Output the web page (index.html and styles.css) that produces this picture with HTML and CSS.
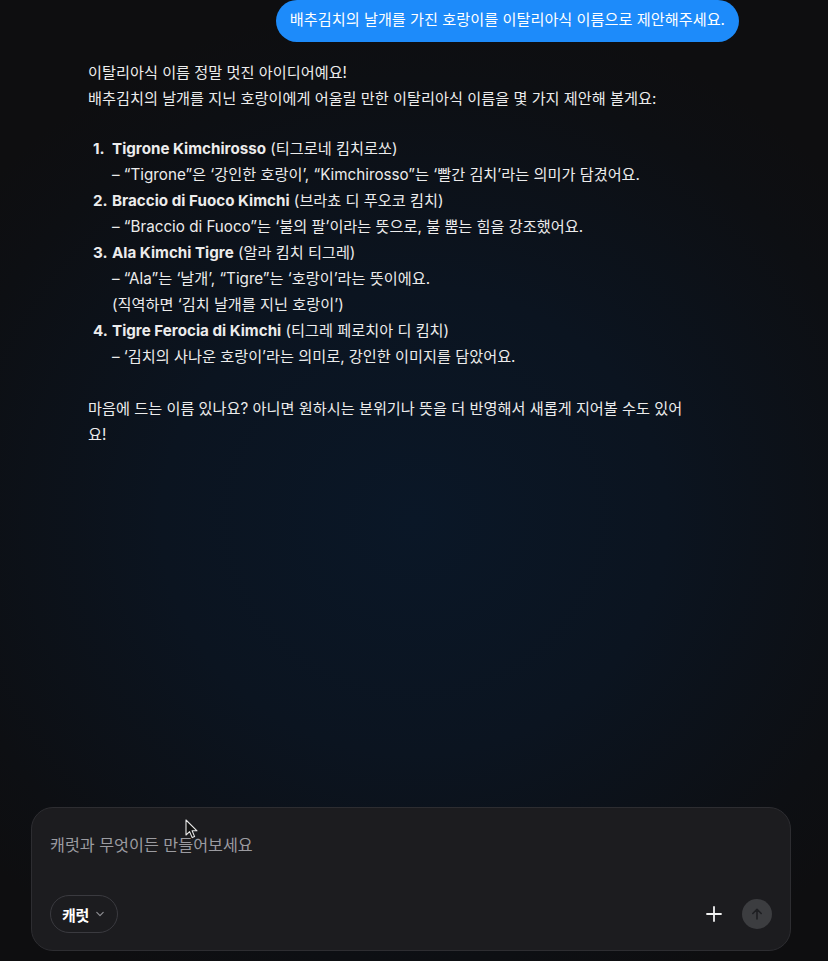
FILE: index.html
```html
<!DOCTYPE html>
<html lang="ko">
<head>
<meta charset="utf-8">
<link rel="stylesheet" href="styles.css">
</head>
<body>
<div class="page">
  <main class="chat">
    <div class="user-row">
      <div class="bubble">배추김치의 날개를 가진 호랑이를 이탈리아식 이름으로 제안해주세요.</div>
    </div>
    <div class="answer">
      <p class="para">이탈리아식 이름 정말 멋진 아이디어예요!<br>배추김치의 날개를 지닌 호랑이에게 어울릴 만한 이탈리아식 이름을 몇 가지 제안해 볼게요:</p>
      <div class="list">
        <div class="item">
          <span class="num">1.</span>
          <div class="body">
            <div><b>Tigrone Kimchirosso</b> (티그로네 킴치로쏘)</div>
            <div>– “Tigrone”은 ‘강인한 호랑이’, “Kimchirosso”는 ‘빨간 김치’라는 의미가 담겼어요.</div>
          </div>
        </div>
        <div class="item">
          <span class="num">2.</span>
          <div class="body">
            <div><b>Braccio di Fuoco Kimchi</b> (브라쵸 디 푸오코 킴치)</div>
            <div>– “Braccio di Fuoco”는 ‘불의 팔’이라는 뜻으로, 불 뿜는 힘을 강조했어요.</div>
          </div>
        </div>
        <div class="item">
          <span class="num">3.</span>
          <div class="body">
            <div><b>Ala Kimchi Tigre</b> (알라 킴치 티그레)</div>
            <div>– “Ala”는 ‘날개’, “Tigre”는 ‘호랑이’라는 뜻이에요.</div>
            <div>(직역하면 ‘김치 날개를 지닌 호랑이’)</div>
          </div>
        </div>
        <div class="item">
          <span class="num">4.</span>
          <div class="body">
            <div><b>Tigre Ferocia di Kimchi</b> (티그레 페로치아 디 킴치)</div>
            <div>– ‘김치의 사나운 호랑이’라는 의미로, 강인한 이미지를 담았어요.</div>
          </div>
        </div>
      </div>
      <p class="para last">마음에 드는 이름 있나요? 아니면 원하시는 분위기나 뜻을 더 반영해서 새롭게 지어볼 수도 있어요!</p>
    </div>
  </main>
  <div class="composer">
    <div class="placeholder">캐럿과 무엇이든 만들어보세요</div>
    <div class="toolbar">
      <button class="chip">캐럿
        <svg class="chev" width="10" height="10" viewBox="0 0 10 10"><path d="M1.8 3.4 L5 6.6 L8.2 3.4" fill="none" stroke="#8d8d92" stroke-width="1.2" stroke-linecap="round" stroke-linejoin="round"/></svg>
      </button>
      <div class="actions">
        <svg class="plus" width="18" height="18" viewBox="0 0 18 18"><path d="M9 2 V16 M2 9 H16" stroke="#f2f2f2" stroke-width="1.8" stroke-linecap="round"/></svg>
        <div class="send">
          <svg width="16" height="16" viewBox="0 0 16 16"><path d="M8 13 V3.5 M3.8 7.5 L8 3.3 L12.2 7.5" fill="none" stroke="#1e1f22" stroke-width="1.6" stroke-linecap="round" stroke-linejoin="round"/></svg>
        </div>
      </div>
    </div>
    <svg class="pointer" width="14" height="22" viewBox="0 0 14 22"><path d="M1 1 L1 16 L4.6 12.6 L7.2 18.6 L9.6 17.6 L7.1 11.8 L12 11.8 Z" fill="#111" stroke="#e8e8e8" stroke-width="1.1" stroke-linejoin="round"/></svg>
  </div>
</div>
</body>
</html>
```
FILE: styles.css
```css
* { box-sizing: border-box; }
html, body { margin: 0; padding: 0; }
body {
  width: 828px;
  height: 961px;
  overflow: hidden;
  background: radial-gradient(ellipse 560px 520px at 414px 520px, #0a1727 0%, #0b1420 45%, #0d0f13 85%, #0e0e10 100%);
  font-family: "Inter", "Noto Sans CJK KR", sans-serif;
  color: #ececec;
}
.page {
  height: 961px;
  display: flex;
  flex-direction: column;
}
.chat {
  flex: 1;
  padding: 0 88px 0 88px;
}
.user-row {
  display: flex;
  justify-content: flex-end;
  padding-right: 1px;
}
.bubble {
  background: #1d8bfa;
  color: #ffffff;
  font-size: 15.2px;
  line-height: 20px;
  letter-spacing: 0;
  padding: 10px 14px 12px;
  border-radius: 22px;
  height: 42px;
}
.answer {
  margin-top: 18px;
  width: 604px;
  font-size: 15.2px;
  line-height: 26px;
  letter-spacing: 0;
}
.para { margin: 0; }
.list { margin: 24px 0 26px; }
.item {
  display: flex;
  padding-left: 5px;
}
.num {
  width: 19px;
  flex: none;
  font-weight: 700;
}
.body b { font-weight: 700; }
.composer {
  position: relative;
  margin: 0 37px 10px 31px;
  height: 144px;
  background: #1c1c1f;
  border: 1px solid #2d2d31;
  border-radius: 22px;
  padding: 24px 18px 17px 18px;
  display: flex;
  flex-direction: column;
  justify-content: space-between;
}
.placeholder {
  font-size: 16.2px;
  line-height: 26px;
  color: #9b9ba0;
  letter-spacing: 0;
}
.toolbar {
  display: flex;
  align-items: center;
  justify-content: space-between;
}
.chip {
  display: flex;
  align-items: center;
  gap: 6px;
  height: 38px;
  padding: 0 12px 0 11px;
  border-radius: 19px;
  border: 1px solid #3a3a3f;
  background: transparent;
  color: #ffffff;
  font-family: "Inter", "Noto Sans CJK KR", sans-serif;
  font-size: 15px;
  font-weight: 700;
  letter-spacing: -0.3px;
}
.actions {
  display: flex;
  align-items: center;
  gap: 19px;
}
.send {
  width: 30px;
  height: 30px;
  border-radius: 50%;
  background: #3c3d40;
  display: flex;
  align-items: center;
  justify-content: center;
}
.pointer {
  position: absolute;
  left: 153px;
  top: 11px;
}
```
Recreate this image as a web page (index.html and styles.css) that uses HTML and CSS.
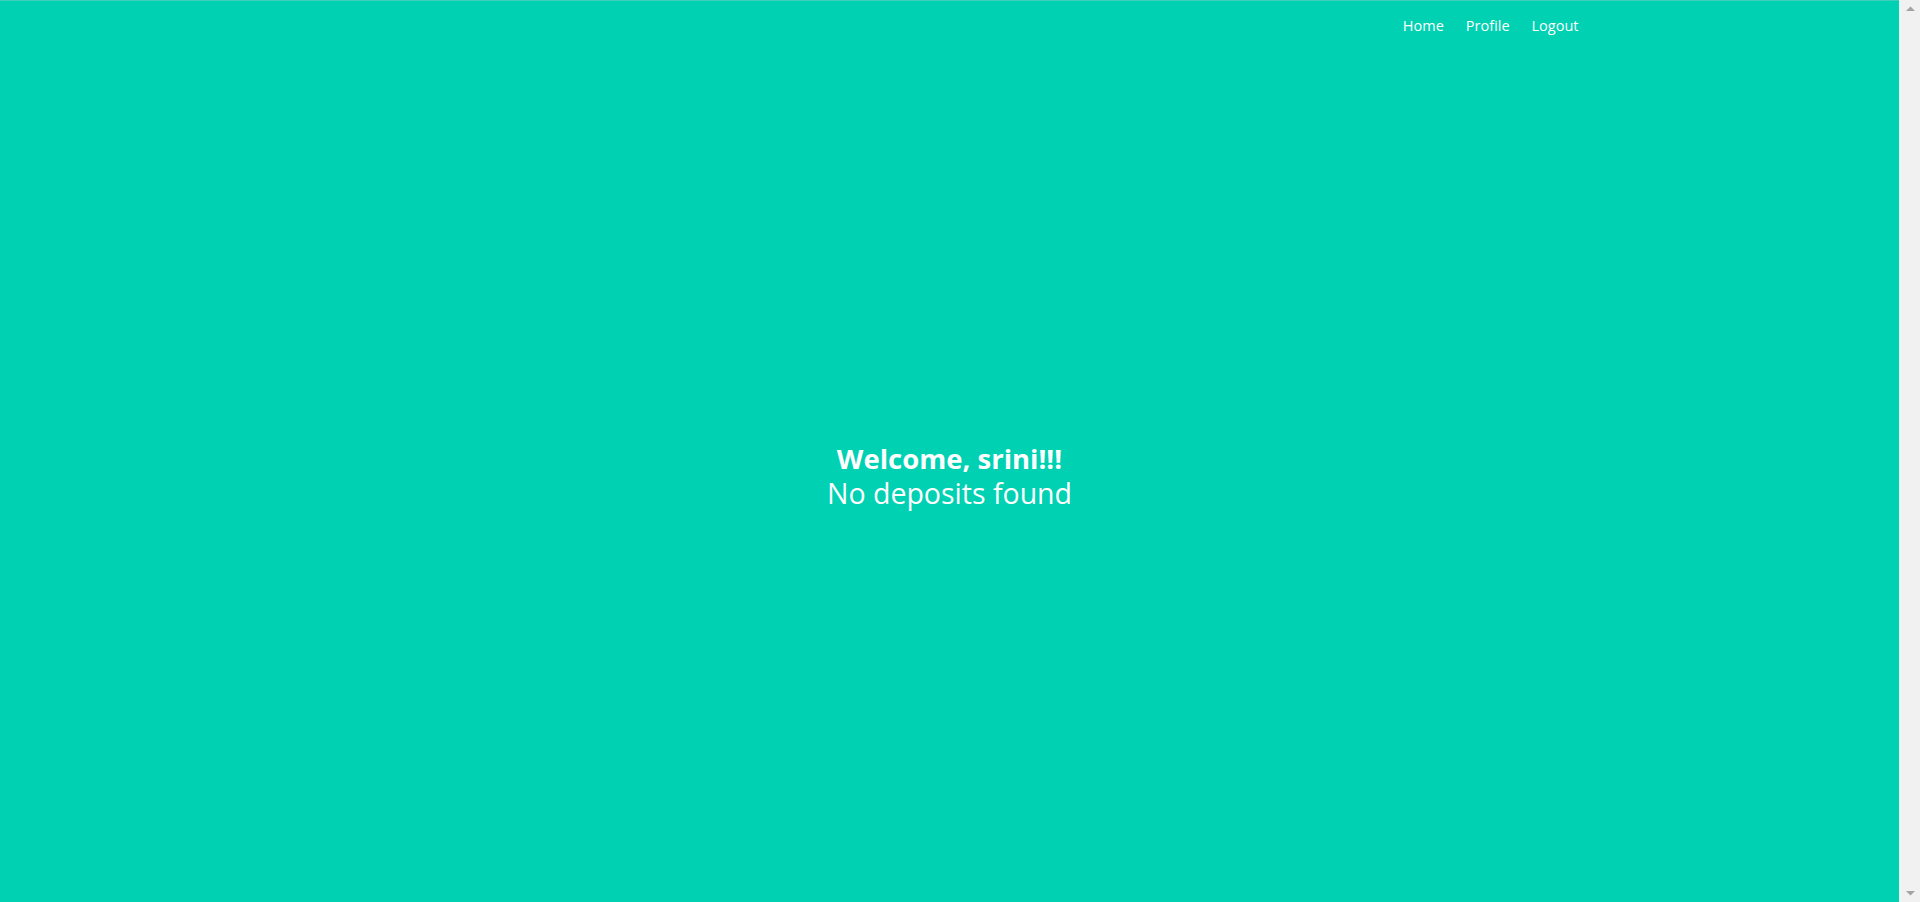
FILE: index.html
```html
<!DOCTYPE html>
<html lang="en">
<head>
<meta charset="utf-8">
<title>Deposits</title>
<link rel="stylesheet" href="styles.css">
</head>
<body>
<div class="window">
  <div class="page">
    <nav class="navbar">
      <div class="container">
        <div class="navbar-end">
          <a class="navbar-item" href="#">Home</a>
          <a class="navbar-item" href="#">Profile</a>
          <a class="navbar-item" href="#">Logout</a>
        </div>
      </div>
    </nav>
    <main class="hero-body">
      <div class="message">
        <h1 class="welcome">Welcome, srini!!!</h1>
        <p class="empty">No deposits found</p>
      </div>
    </main>
  </div>
  <div class="scrollbar" aria-hidden="true">
    <svg class="arrow" width="19" height="17" viewBox="0 0 19 17"><path d="M5 11 L9.5 6.5 L14 11 Z" fill="#a3a3a3"/></svg>
    <svg class="arrow" width="19" height="17" viewBox="0 0 19 17"><path d="M5 6 L9.5 10.5 L14 6 Z" fill="#a3a3a3"/></svg>
  </div>
</div>
</body>
</html>
```

FILE: styles.css
```css
html, body {
  margin: 0;
  height: 100%;
  overflow: hidden;
}
body {
  font-family: "Open Sans", "Noto Sans", sans-serif;
  color: #fff;
  background: #00d1b2;
}
.window {
  display: flex;
  height: 902px;
}
.page {
  flex: 1;
  display: flex;
  flex-direction: column;
  box-sizing: border-box;
  border-top: 1px solid #3ecdb8;
  background: #00d1b2;
}
.scrollbar {
  width: 19px;
  flex: none;
  border-left: 2px solid #e4f7f4;
  background: #f1f1f1;
  display: flex;
  flex-direction: column;
  justify-content: space-between;
}
.arrow {
  display: block;
}
.navbar {
  height: 52px;
  flex: none;
}
.container {
  width: 1280px;
  margin: 0 auto;
  height: 100%;
  display: flex;
  justify-content: flex-end;
}
.navbar-end {
  display: flex;
  align-items: stretch;
}
.navbar-item {
  display: flex;
  align-items: center;
  padding: 0 11px 3px;
  color: #fff;
  text-decoration: none;
  font-size: 14.5px;
}
.hero-body {
  flex: 1;
  display: flex;
  align-items: center;
  justify-content: center;
}
.message {
  text-align: center;
  padding-bottom: 3px;
}
.welcome {
  margin: 0;
  font-size: 27.5px;
  font-weight: 700;
  line-height: 34px;
}
.empty {
  margin: 0;
  font-size: 28.5px;
  line-height: 34px;
}
```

------------------------------------

→ Written exercise:
Copy down every line of the entries containing the word "page".

→ Solution for this task:
Output the web page (index.html and styles.css) that produces this picture with HTML and CSS.
<div class="page">
.page {
Recreate this image as a web page (index.html and styles.css) that uses HTML and CSS.
  <div class="page">
.page {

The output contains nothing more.